Written request. Retype the data that follows line by line, exactly, and leave its pictures out.

+ + +

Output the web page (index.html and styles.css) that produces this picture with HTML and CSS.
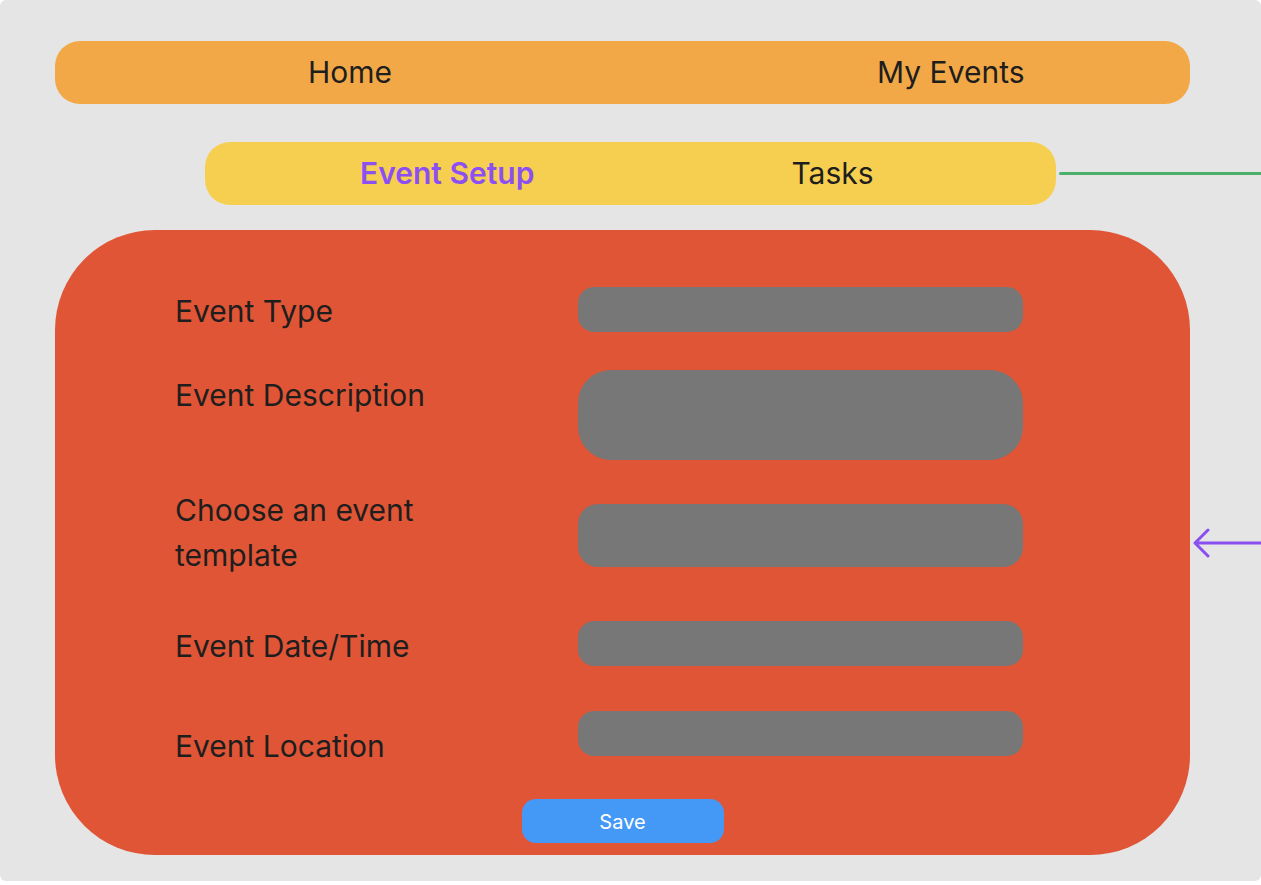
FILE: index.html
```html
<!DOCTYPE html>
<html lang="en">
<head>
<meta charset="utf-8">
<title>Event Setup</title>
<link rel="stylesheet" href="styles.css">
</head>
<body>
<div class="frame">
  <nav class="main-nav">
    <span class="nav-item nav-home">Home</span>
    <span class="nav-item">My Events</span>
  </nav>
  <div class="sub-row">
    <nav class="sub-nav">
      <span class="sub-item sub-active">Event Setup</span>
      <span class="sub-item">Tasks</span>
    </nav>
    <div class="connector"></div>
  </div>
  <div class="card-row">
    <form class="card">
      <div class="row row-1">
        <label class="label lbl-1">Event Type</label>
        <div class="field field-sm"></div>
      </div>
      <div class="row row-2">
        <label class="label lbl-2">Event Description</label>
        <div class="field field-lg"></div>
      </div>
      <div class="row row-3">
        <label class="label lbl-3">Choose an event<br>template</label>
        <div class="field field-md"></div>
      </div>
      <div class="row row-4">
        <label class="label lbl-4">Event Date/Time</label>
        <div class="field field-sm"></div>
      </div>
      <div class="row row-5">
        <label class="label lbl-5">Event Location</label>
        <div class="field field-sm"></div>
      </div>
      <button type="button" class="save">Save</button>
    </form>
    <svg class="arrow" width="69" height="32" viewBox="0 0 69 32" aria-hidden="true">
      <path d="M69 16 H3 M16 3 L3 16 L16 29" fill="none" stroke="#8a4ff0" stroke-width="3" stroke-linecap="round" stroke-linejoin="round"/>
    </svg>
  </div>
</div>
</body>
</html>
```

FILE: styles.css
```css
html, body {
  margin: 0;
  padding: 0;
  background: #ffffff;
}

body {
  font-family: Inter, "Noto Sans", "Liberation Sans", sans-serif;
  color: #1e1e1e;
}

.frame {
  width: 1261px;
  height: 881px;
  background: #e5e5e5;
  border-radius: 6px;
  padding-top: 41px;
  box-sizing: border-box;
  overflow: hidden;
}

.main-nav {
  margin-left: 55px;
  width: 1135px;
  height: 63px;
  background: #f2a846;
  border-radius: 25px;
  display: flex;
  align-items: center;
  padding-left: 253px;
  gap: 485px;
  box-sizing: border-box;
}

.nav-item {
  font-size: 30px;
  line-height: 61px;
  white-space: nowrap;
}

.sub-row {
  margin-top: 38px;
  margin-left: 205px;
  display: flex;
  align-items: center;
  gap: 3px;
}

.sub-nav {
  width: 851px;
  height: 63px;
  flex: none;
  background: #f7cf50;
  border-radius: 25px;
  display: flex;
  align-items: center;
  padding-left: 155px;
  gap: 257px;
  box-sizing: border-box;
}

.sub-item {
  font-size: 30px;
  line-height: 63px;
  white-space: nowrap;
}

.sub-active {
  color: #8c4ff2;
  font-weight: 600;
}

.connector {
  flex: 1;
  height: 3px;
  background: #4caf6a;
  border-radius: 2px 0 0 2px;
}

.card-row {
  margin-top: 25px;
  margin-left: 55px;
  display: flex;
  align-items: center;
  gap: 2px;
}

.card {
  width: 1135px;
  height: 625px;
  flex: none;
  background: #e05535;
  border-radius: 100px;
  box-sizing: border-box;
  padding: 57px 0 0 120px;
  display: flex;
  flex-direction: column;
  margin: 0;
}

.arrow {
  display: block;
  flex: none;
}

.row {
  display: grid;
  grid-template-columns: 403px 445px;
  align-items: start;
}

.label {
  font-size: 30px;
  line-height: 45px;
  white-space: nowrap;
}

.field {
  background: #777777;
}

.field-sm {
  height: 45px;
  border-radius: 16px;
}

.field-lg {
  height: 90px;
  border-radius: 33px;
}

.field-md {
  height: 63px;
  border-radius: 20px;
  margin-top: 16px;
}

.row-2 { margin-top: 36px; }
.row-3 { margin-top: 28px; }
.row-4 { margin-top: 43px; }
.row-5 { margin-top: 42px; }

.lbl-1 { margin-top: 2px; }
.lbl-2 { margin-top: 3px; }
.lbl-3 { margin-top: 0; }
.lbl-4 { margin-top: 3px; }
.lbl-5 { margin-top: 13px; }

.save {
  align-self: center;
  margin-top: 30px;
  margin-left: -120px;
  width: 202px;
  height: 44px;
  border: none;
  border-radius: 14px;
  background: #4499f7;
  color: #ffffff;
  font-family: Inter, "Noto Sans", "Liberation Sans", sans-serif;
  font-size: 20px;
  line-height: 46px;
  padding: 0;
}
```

+ + +

Task result.
Output the web page (index.html and styles.css) that produces this picture with HTML and CSS.
FILE: index.html
```html
<!DOCTYPE html>
<html lang="en">
<head>
<meta charset="utf-8">
<title>Event Setup</title>
<link rel="stylesheet" href="styles.css">
</head>
<body>
<div class="frame">
  <nav class="main-nav">
    <span class="nav-item nav-home">Home</span>
    <span class="nav-item">My Events</span>
  </nav>
  <div class="sub-row">
    <nav class="sub-nav">
      <span class="sub-item sub-active">Event Setup</span>
      <span class="sub-item">Tasks</span>
    </nav>
    <div class="connector"></div>
  </div>
  <div class="card-row">
    <form class="card">
      <div class="row row-1">
        <label class="label lbl-1">Event Type</label>
        <div class="field field-sm"></div>
      </div>
      <div class="row row-2">
        <label class="label lbl-2">Event Description</label>
        <div class="field field-lg"></div>
      </div>
      <div class="row row-3">
        <label class="label lbl-3">Choose an event<br>template</label>
        <div class="field field-md"></div>
      </div>
      <div class="row row-4">
        <label class="label lbl-4">Event Date/Time</label>
        <div class="field field-sm"></div>
      </div>
      <div class="row row-5">
        <label class="label lbl-5">Event Location</label>
        <div class="field field-sm"></div>
      </div>
      <button type="button" class="save">Save</button>
    </form>
    <svg class="arrow" width="69" height="32" viewBox="0 0 69 32" aria-hidden="true">
      <path d="M69 16 H3 M16 3 L3 16 L16 29" fill="none" stroke="#8a4ff0" stroke-width="3" stroke-linecap="round" stroke-linejoin="round"/>
    </svg>
  </div>
</div>
</body>
</html>
```

FILE: styles.css
```css
html, body {
  margin: 0;
  padding: 0;
  background: #ffffff;
}

body {
  font-family: Inter, "Noto Sans", "Liberation Sans", sans-serif;
  color: #1e1e1e;
}

.frame {
  width: 1261px;
  height: 881px;
  background: #e5e5e5;
  border-radius: 6px;
  padding-top: 41px;
  box-sizing: border-box;
  overflow: hidden;
}

.main-nav {
  margin-left: 55px;
  width: 1135px;
  height: 63px;
  background: #f2a846;
  border-radius: 25px;
  display: flex;
  align-items: center;
  padding-left: 253px;
  gap: 485px;
  box-sizing: border-box;
}

.nav-item {
  font-size: 30px;
  line-height: 61px;
  white-space: nowrap;
}

.sub-row {
  margin-top: 38px;
  margin-left: 205px;
  display: flex;
  align-items: center;
  gap: 3px;
}

.sub-nav {
  width: 851px;
  height: 63px;
  flex: none;
  background: #f7cf50;
  border-radius: 25px;
  display: flex;
  align-items: center;
  padding-left: 155px;
  gap: 257px;
  box-sizing: border-box;
}

.sub-item {
  font-size: 30px;
  line-height: 63px;
  white-space: nowrap;
}

.sub-active {
  color: #8c4ff2;
  font-weight: 600;
}

.connector {
  flex: 1;
  height: 3px;
  background: #4caf6a;
  border-radius: 2px 0 0 2px;
}

.card-row {
  margin-top: 25px;
  margin-left: 55px;
  display: flex;
  align-items: center;
  gap: 2px;
}

.card {
  width: 1135px;
  height: 625px;
  flex: none;
  background: #e05535;
  border-radius: 100px;
  box-sizing: border-box;
  padding: 57px 0 0 120px;
  display: flex;
  flex-direction: column;
  margin: 0;
}

.arrow {
  display: block;
  flex: none;
}

.row {
  display: grid;
  grid-template-columns: 403px 445px;
  align-items: start;
}

.label {
  font-size: 30px;
  line-height: 45px;
  white-space: nowrap;
}

.field {
  background: #777777;
}

.field-sm {
  height: 45px;
  border-radius: 16px;
}

.field-lg {
  height: 90px;
  border-radius: 33px;
}

.field-md {
  height: 63px;
  border-radius: 20px;
  margin-top: 16px;
}

.row-2 { margin-top: 36px; }
.row-3 { margin-top: 28px; }
.row-4 { margin-top: 43px; }
.row-5 { margin-top: 42px; }

.lbl-1 { margin-top: 2px; }
.lbl-2 { margin-top: 3px; }
.lbl-3 { margin-top: 0; }
.lbl-4 { margin-top: 3px; }
.lbl-5 { margin-top: 13px; }

.save {
  align-self: center;
  margin-top: 30px;
  margin-left: -120px;
  width: 202px;
  height: 44px;
  border: none;
  border-radius: 14px;
  background: #4499f7;
  color: #ffffff;
  font-family: Inter, "Noto Sans", "Liberation Sans", sans-serif;
  font-size: 20px;
  line-height: 46px;
  padding: 0;
}
```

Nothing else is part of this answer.